The blog has been in decline ever since I left town and with good reason. I no longer live in Aberdeen. I don’t see what’s happening, my relationships are no longer the same, I’m not personally involved, and I don’t have easy access to records.

At the same time, virtually every elected official I fought against is either out or on the way out.

So, what’s left to do? I’ve given thought to writing about state or national issues, particularly in the areas of education, but this blog has always been about ideas that could be converted into policy.

There are still plenty of hot button issues in town – Pay-to-play, teacher contracts, police contracts, the fire companies, health and pension benefits, spending and tax increases, development projects, COAH, municipal elections, student performance, and the list goes on.

But I don’t have the information.

For example, CME, the town’s engineer, is being awarded big bucks at nearly every town hall meeting in exchange for their funding the Aberdeen democrats in November’s election.

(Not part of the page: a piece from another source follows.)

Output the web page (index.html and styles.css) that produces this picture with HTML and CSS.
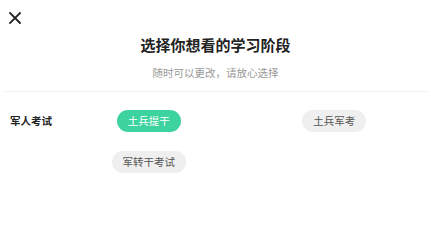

But the real data lies in getting a copy of the town’s payment history to CME. Easy to do if you live in town but I no longer do.

Once again, the Aberdeen democrats have chosen to circumvent election financial disclosure laws by running four “independent” campaigns that magically divide all revenue and expenses four-ways and run the identical campaigns.

The one new twist is Kathleen Olsen, the recently retired middle school principal, is now the chairperson and treasurer for all four of the democrats’ “independent” campaigns.

So, what’s next? Dunno. But Aberdeen is a great town with great people and I’m hopeful someone will step forward to assume the mantle of Aberdeener.

Till then, the blog will continue but it won’t be what it once was.